8. The trip assembly of claim 7 wherein said pivot portion is an elongated hook; wherein said mounting assembly comprises a pin member; and wherein said elongated hook is structured to rotate with respect to said pin member.

9. The trip assembly of claim 1 wherein said lever member comprises a pivot portion engaging said mounting assembly, a first arm portion structured to engage said plunger, and a second arm portion disposed between said pivot portion and said first arm portion; and wherein said second arm portion is structured to engage said actuator.

10. The trip assembly of claim 9 wherein said second arm portion has a recessed portion having a concave surface; wherein said actuator comprises an elongated member having a rounded end portion; and wherein said rounded end portion has an end surface shaped substantially similarly to said concave surface.
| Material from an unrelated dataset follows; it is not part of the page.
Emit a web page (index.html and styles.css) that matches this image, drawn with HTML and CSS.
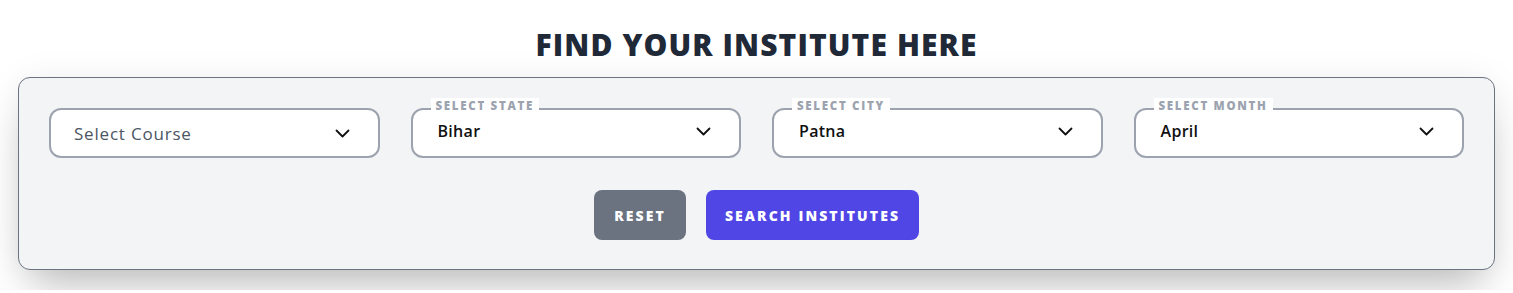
FILE: index.html
```html
<!DOCTYPE html>
<html lang="en">
<head>
  <meta charset="UTF-8" />
  <meta name="viewport" content="width=device-width, initial-scale=1.0" />
  <title>Find Your Institute</title>
  <link rel="stylesheet" href="styles.css">
</head>
<body>
  <section class="finder">
    <h2 class="finder-title">FIND YOUR INSTITUTE HERE</h2>

    <div class="finder-card">
      <div class="fields">
        <div class="field">
          <div class="select placeholder">
            <span>Select Course</span>
            <svg class="chevron" viewBox="0 0 15 9" width="15" height="9"><path d="M1.5 1.5l6 6 6-6" fill="none" stroke="#111" stroke-width="1.8" stroke-linecap="round" stroke-linejoin="round"/></svg>
          </div>
        </div>
        <div class="field">
          <span class="field-label">SELECT STATE</span>
          <div class="select filled">
            <span>Bihar</span>
            <svg class="chevron" viewBox="0 0 15 9" width="15" height="9"><path d="M1.5 1.5l6 6 6-6" fill="none" stroke="#111" stroke-width="1.8" stroke-linecap="round" stroke-linejoin="round"/></svg>
          </div>
        </div>
        <div class="field">
          <span class="field-label">SELECT CITY</span>
          <div class="select filled">
            <span>Patna</span>
            <svg class="chevron" viewBox="0 0 15 9" width="15" height="9"><path d="M1.5 1.5l6 6 6-6" fill="none" stroke="#111" stroke-width="1.8" stroke-linecap="round" stroke-linejoin="round"/></svg>
          </div>
        </div>
        <div class="field">
          <span class="field-label">SELECT MONTH</span>
          <div class="select filled">
            <span>April</span>
            <svg class="chevron" viewBox="0 0 15 9" width="15" height="9"><path d="M1.5 1.5l6 6 6-6" fill="none" stroke="#111" stroke-width="1.8" stroke-linecap="round" stroke-linejoin="round"/></svg>
          </div>
        </div>
      </div>

      <div class="actions">
        <button class="btn btn-reset">RESET</button>
        <button class="btn btn-search">SEARCH INSTITUTES</button>
      </div>
    </div>
  </section>
</body>
</html>
```

FILE: styles.css
```css
body {
  margin: 0;
  background: #fff;
  font-family: "Open Sans", "Liberation Sans", sans-serif;
}

.finder {
  padding: 27px 18px 20px;
}

.finder-title {
  margin: 0 0 14px;
  text-align: center;
  font-family: "Open Sans", "Liberation Sans", sans-serif;
  font-size: 30px;
  line-height: 36px;
  font-weight: 800;
  letter-spacing: 1.1px;
  color: #1f2937;
}

.finder-card {
  background: #f3f4f6;
  border: 1px solid #6b7280;
  border-radius: 12px;
  padding: 30px 30px 29px;
  box-shadow: 0 25px 40px -12px rgba(0, 0, 0, 0.25), 0 0 35px rgba(0, 0, 0, 0.06);
}

.fields {
  display: grid;
  grid-template-columns: repeat(4, 1fr);
  gap: 31px;
}

.field {
  position: relative;
}

.field-label {
  position: absolute;
  left: 20px;
  top: -10px;
  padding: 1px 5px 0;
  background: #fff;
  font-size: 11.5px;
  line-height: 13px;
  font-weight: 800;
  letter-spacing: 1.7px;
  color: #9ca3af;
}

.select {
  height: 50px;
  box-sizing: border-box;
  border: 2px solid #9ca3af;
  border-radius: 12px;
  background: #fff;
  display: flex;
  align-items: center;
  justify-content: space-between;
  padding: 0 28px 0 25px;
  font-size: 16px;
}

.select.placeholder {
  padding-left: 23px;
  color: #4b5563;
  font-size: 17px;
  letter-spacing: 0.8px;
}

.select.filled {
  padding-bottom: 4px;
  color: #111;
  font-weight: 600;
  letter-spacing: 0.3px;
}

.chevron {
  flex: none;
}

.actions {
  display: flex;
  justify-content: center;
  gap: 20px;
  margin-top: 32px;
}

.btn {
  height: 50px;
  padding: 0;
  border: none;
  border-radius: 8px;
  color: #fff;
  font-family: "Open Sans", "Liberation Sans", sans-serif;
  font-size: 14px;
  font-weight: 800;
  letter-spacing: 2.1px;
  cursor: pointer;
}

.btn-reset {
  width: 92px;
  background: #6b7280;
}

.btn-search {
  width: 213px;
  background: #4f46e5;
}
```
11. The trip assembly of claim 9 wherein said mounting assembly comprises a pin member having a cylindrical shaped outer surface; wherein said pivot portion is an elongated hook substantially engaging said outer surface; and wherein as said drive assembly moves between said loaded and unloaded positions, said elongated hook rotates with respect to said pin member.

12. The trip assembly of claim 11 wherein said mounting assembly further comprises a frame member having a number of slots; and wherein said pin member is disposed in said number of slots.
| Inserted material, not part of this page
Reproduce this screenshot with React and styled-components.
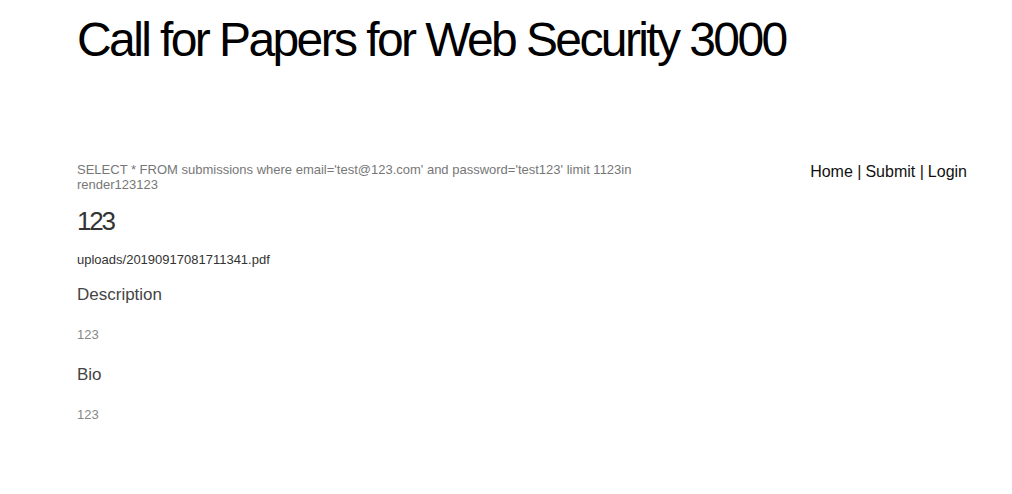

13. An electrical switching apparatus comprising:

a housing;

a signaling mechanism;

separable contacts;

an operating mechanism structured to open and close said separable contacts; and

a trip assembly comprising:

a mounting assembly disposed on said housing; and

a drive assembly coupled to said mounting assembly, said drive assembly comprising:

an actuator cooperable with said signaling mechanism;

a plunger cooperable with said operating mechanism; and

a lever member structured to engage each of said actuator and said plunger,

wherein said drive assembly is structured to move between a loaded position corresponding to said actuator being reset and an unloaded position corresponding to said actuator being extended,

wherein as said drive assembly moves from said loaded position to said unloaded position, said actuator drives said lever member into said plunger, and

wherein as said drive assembly moves from said loaded position to said unloaded position, said lever member causes said plunger to rotate without any intermediate components.

14. The electrical switching apparatus of claim 13 wherein said housing comprises a cover portion for retaining said trip assembly within said housing.
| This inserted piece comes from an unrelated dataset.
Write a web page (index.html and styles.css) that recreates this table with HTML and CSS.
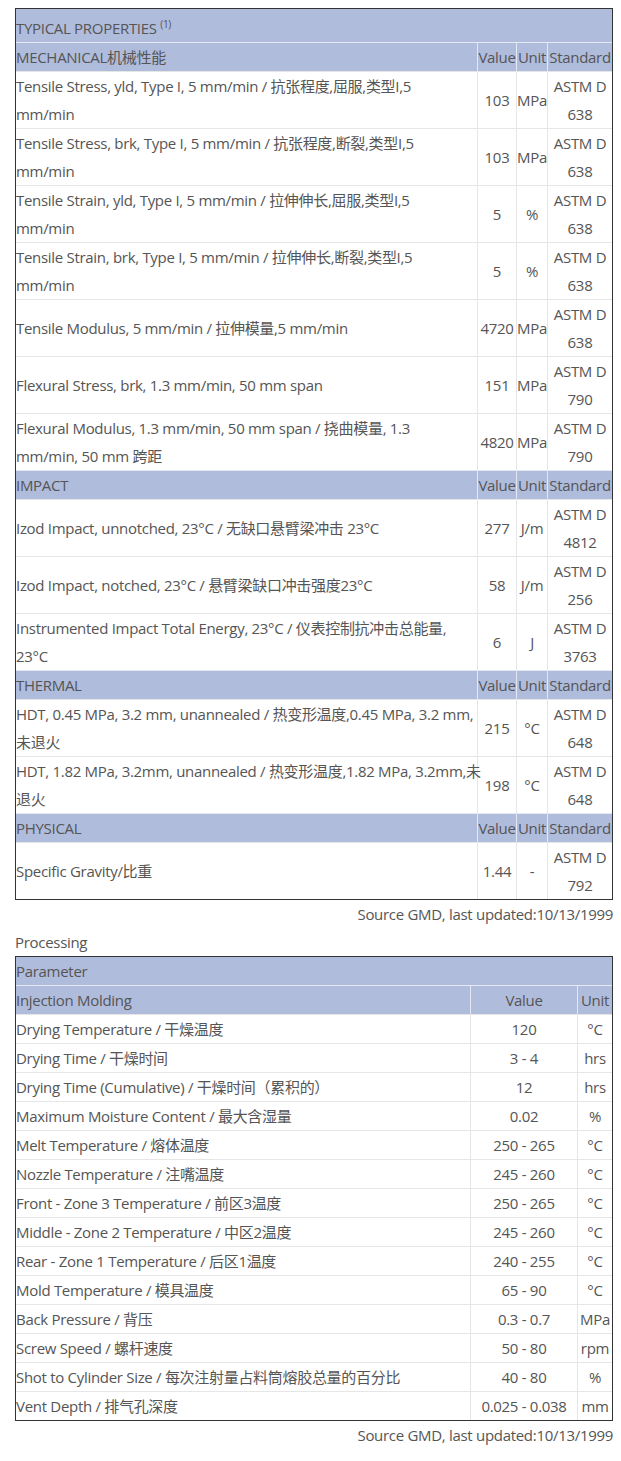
FILE: index.html
```html
<!DOCTYPE html>
<html>
<head>
  <meta http-equiv="Content-Type" content="text/html; charset=UTF-8">
  <meta name="viewport" content="width=device-width,initial-scale=1">
  <title>Typical Properties</title>
  <link rel="stylesheet" href="styles.css">
</head>
<body>
  <div class="content">

    <table class="prop">
      <colgroup>
        <col class="c_desc"><col class="c_val"><col class="c_unit"><col class="c_std">
      </colgroup>
      <tr class="head">
        <td class="top" colspan="4">TYPICAL PROPERTIES <sup>(1)</sup></td>
      </tr>
      <tr class="head">
        <td>MECHANICAL机械性能</td><td class="mid">Value</td><td class="mid">Unit</td><td class="mid">Standard</td>
      </tr>
      <tr>
        <td class="desc">Tensile Stress, yld, Type I, 5 mm/min / 抗张程度,屈服,类型I,5<br>mm/min</td><td class="mid">103</td><td class="mid">MPa</td><td class="mid">ASTM D 638</td>
      </tr>
      <tr>
        <td class="desc">Tensile Stress, brk, Type I, 5 mm/min / 抗张程度,断裂,类型I,5<br>mm/min</td><td class="mid">103</td><td class="mid">MPa</td><td class="mid">ASTM D 638</td>
      </tr>
      <tr>
        <td class="desc">Tensile Strain, yld, Type I, 5 mm/min / 拉伸伸长,屈服,类型I,5<br>mm/min</td><td class="mid">5</td><td class="mid">%</td><td class="mid">ASTM D 638</td>
      </tr>
      <tr>
        <td class="desc">Tensile Strain, brk, Type I, 5 mm/min / 拉伸伸长,断裂,类型I,5<br>mm/min</td><td class="mid">5</td><td class="mid">%</td><td class="mid">ASTM D 638</td>
      </tr>
      <tr>
        <td class="desc">Tensile Modulus, 5 mm/min / 拉伸模量,5 mm/min</td><td class="mid">4720</td><td class="mid">MPa</td><td class="mid">ASTM D 638</td>
      </tr>
      <tr>
        <td class="desc">Flexural Stress, brk, 1.3 mm/min, 50 mm span</td><td class="mid">151</td><td class="mid">MPa</td><td class="mid">ASTM D 790</td>
      </tr>
      <tr>
        <td class="desc">Flexural Modulus, 1.3 mm/min, 50 mm span / 挠曲模量, 1.3<br>mm/min, 50 mm 跨距</td><td class="mid">4820</td><td class="mid">MPa</td><td class="mid">ASTM D 790</td>
      </tr>
      <tr class="head">
        <td>IMPACT</td><td class="mid">Value</td><td class="mid">Unit</td><td class="mid">Standard</td>
      </tr>
      <tr>
        <td class="desc">Izod Impact, unnotched, 23°C / 无缺口悬臂梁冲击 23°C</td><td class="mid">277</td><td class="mid">J/m</td><td class="mid">ASTM D 4812</td>
      </tr>
      <tr>
        <td class="desc">Izod Impact, notched, 23°C / 悬臂梁缺口冲击强度23°C</td><td class="mid">58</td><td class="mid">J/m</td><td class="mid">ASTM D 256</td>
      </tr>
      <tr>
        <td class="desc">Instrumented Impact Total Energy, 23°C / 仪表控制抗冲击总能量,<br>23°C</td><td class="mid">6</td><td class="mid">J</td><td class="mid">ASTM D 3763</td>
      </tr>
      <tr class="head">
        <td>THERMAL</td><td class="mid">Value</td><td class="mid">Unit</td><td class="mid">Standard</td>
      </tr>
      <tr>
        <td class="desc">HDT, 0.45 MPa, 3.2 mm, unannealed / 热变形温度,0.45 MPa, 3.2 mm,<br>未退火</td><td class="mid">215</td><td class="mid">°C</td><td class="mid">ASTM D 648</td>
      </tr>
      <tr>
        <td class="desc">HDT, 1.82 MPa, 3.2mm, unannealed / 热变形温度,1.82 MPa, 3.2mm,未<br>退火</td><td class="mid">198</td><td class="mid">°C</td><td class="mid">ASTM D 648</td>
      </tr>
      <tr class="head">
        <td>PHYSICAL</td><td class="mid">Value</td><td class="mid">Unit</td><td class="mid">Standard</td>
      </tr>
      <tr>
        <td class="desc">Specific Gravity/比重</td><td class="mid">1.44</td><td class="mid">-</td><td class="mid">ASTM D 792</td>
      </tr>
    </table>
    <div class="source">Source GMD, last updated:10/13/1999</div>

    <div class="section_title">Processing</div>
    <table class="prop">
      <colgroup>
        <col class="p_desc"><col class="p_val"><col class="p_unit">
      </colgroup>
      <tr class="head">
        <td colspan="3">Parameter</td>
      </tr>
      <tr class="head">
        <td>Injection Molding</td><td class="mid">Value</td><td class="mid">Unit</td>
      </tr>
      <tr><td>Drying Temperature / 干燥温度</td><td class="mid">120</td><td class="mid">°C</td></tr>
      <tr><td>Drying Time / 干燥时间</td><td class="mid">3 - 4</td><td class="mid">hrs</td></tr>
      <tr><td>Drying Time (Cumulative) / 干燥时间（累积的）</td><td class="mid">12</td><td class="mid">hrs</td></tr>
      <tr><td>Maximum Moisture Content / 最大含湿量</td><td class="mid">0.02</td><td class="mid">%</td></tr>
      <tr><td>Melt Temperature / 熔体温度</td><td class="mid">250 - 265</td><td class="mid">°C</td></tr>
      <tr><td>Nozzle Temperature / 注嘴温度</td><td class="mid">245 - 260</td><td class="mid">°C</td></tr>
      <tr><td>Front - Zone 3 Temperature / 前区3温度</td><td class="mid">250 - 265</td><td class="mid">°C</td></tr>
      <tr><td>Middle - Zone 2 Temperature / 中区2温度</td><td class="mid">245 - 260</td><td class="mid">°C</td></tr>
      <tr><td>Rear - Zone 1 Temperature / 后区1温度</td><td class="mid">240 - 255</td><td class="mid">°C</td></tr>
      <tr><td>Mold Temperature / 模具温度</td><td class="mid">65 - 90</td><td class="mid">°C</td></tr>
      <tr><td>Back Pressure / 背压</td><td class="mid">0.3 - 0.7</td><td class="mid">MPa</td></tr>
      <tr><td>Screw Speed / 螺杆速度</td><td class="mid">50 - 80</td><td class="mid">rpm</td></tr>
      <tr><td>Shot to Cylinder Size / 每次注射量占料筒熔胶总量的百分比</td><td class="mid">40 - 80</td><td class="mid">%</td></tr>
      <tr><td>Vent Depth / 排气孔深度</td><td class="mid">0.025 - 0.038</td><td class="mid">mm</td></tr>
    </table>
    <div class="source">Source GMD, last updated:10/13/1999</div>

  </div>
</body>
</html>
```

FILE: styles.css
```css
body {
  margin: 0;
  background-color: #FFFFFF;
  color: #555;
  font-family: "Open Sans", "Noto Sans CJK SC", sans-serif;
  font-size: 15px;
  letter-spacing: -0.3px;
  line-height: 28px;
}
.content {
  padding: 8px 8px 0 15px;
}
.prop {
  width: 100%;
  table-layout: fixed;
  border-collapse: separate;
  border-spacing: 0;
  border: 1px solid #333;
}
.prop td {
  padding: 0;
  vertical-align: middle;
  text-align: left;
  border-top: 1px solid #e6e6e6;
  border-left: 1px solid #e6e6e6;
}
.prop td:first-child {
  border-left: 0;
}
.prop tr:first-child td {
  border-top: 0;
}
.prop td.desc {
  white-space: nowrap;
}
.prop .head td {
  background-color: #b0bcdc;
  border-color: #e4e8f2;
}
.prop .head td.top {
  padding-top: 5px;
  height: 28px;
}
.prop .mid {
  text-align: center;
}
.prop sup {
  font-size: 10px;
  line-height: 0;
}
.c_desc { width: 461px; }
.c_val { width: 39px; }
.c_unit { width: 31px; }
.c_std { width: 65px; }
.p_desc { width: 454px; }
.p_val { width: 107px; }
.p_unit { width: 35px; }

.source {
  text-align: right;
}
.section_title {
  text-align: left;
}
```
15. The electrical switching apparatus of claim 13 wherein said electrical switching apparatus is selected from the group consisting of automatic quenched break circuit breaker and non-automatic quenched break circuit breaker.

16. The electrical switching apparatus of claim 13 wherein, responsive to said drive assembly moving from said loaded position to said unloaded position, said lever member rotates in a first direction; and wherein, responsive to said drive assembly moving from said loaded position to said unloaded position, said plunger rotates in a second direction parallel to the first direction.

17. The electrical switching apparatus of claim 13 wherein said signaling mechanism is a circuit board; and wherein said drive assembly moves from said loaded position to said unloaded position in response to a signal from said circuit board to said actuator.

18. The electrical switching apparatus of claim 17 wherein as said drive assembly moves from said loaded position to said unloaded position, said actuator drives said lever member into said plunger to trip open said separable contacts; wherein as said drive assembly moves from said unloaded position to said loaded position, said plunger drives said lever member into said actuator to reset said actuator; and wherein in said loaded position, said separable contacts are closed.

19. A trip assembly for an electrical switching apparatus comprising a housing, a signaling mechanism, separable contacts, and an operating mechanism structured to open and close said separable contacts, said trip assembly comprising:

a mounting assembly structured to be disposed on said housing; and

a drive assembly coupled to said mounting assembly, said drive assembly comprising:

an actuator structured to be cooperable with said signaling mechanism,

a plunger structured to be cooperable with said operating mechanism, and

a lever member structured to engage each of said actuator and said plunger,

wherein said drive assembly is structured to move between a loaded position corresponding to said actuator being reset and an unloaded position corresponding to said actuator being extended,

wherein as said drive assembly moves from said loaded position to said unloaded position, said actuator drive said lever member into said plunger,

wherein said mounting assembly comprises a frame member, a barrier post disposed on said frame member, and a spring extending from said barrier post; wherein said actuator comprises an elongated member; wherein said lever member comprises a recessed portion; and wherein in each of said loaded position and said unloaded position, said spring engages said recessed portion.

20. A trip assembly for an electrical switching apparatus comprising a housing, a signaling mechanism, separable contacts, and an operating mechanism structured to open and close said separable contacts, said trip assembly comprising:

a mounting assembly structured to be disposed on said housing; and

a drive assembly coupled to said mounting assembly, said drive assembly comprising:

an actuator structured to be cooperable with said signaling mechanism,

a plunger structured to be cooperable with said operating mechanism, and

a lever member structured to engage each of said actuator and said plunger,

wherein said drive assembly is structured to move between a loaded position corresponding to said actuator being reset and an unloaded position corresponding to said actuator being extended,

wherein as said drive assembly moves from said loaded position to said unloaded position, said actuator drives said lever member into said plunger,

wherein said plunger comprises an elongated member and a generally V-shaped member connected to said elongated member; wherein said generally V-shaped member has a first wall, a second wall, and an opening therebetween; wherein said elongated member comprises a first side portion and a second side portion spaced apart from and parallel with respect to said first side portion; wherein said first wall has a first end portion connected to said first side portion; wherein said second wall has a second end portion connected to said first wall and a third end portion spaced from said first wall; wherein said second side portion is disposed between said first end portion and said third end portion; wherein said lever member extends into said opening and includes a cutout; and wherein as said drive assembly moves from said loaded position to said unloaded position, said first wall extends into said cutout.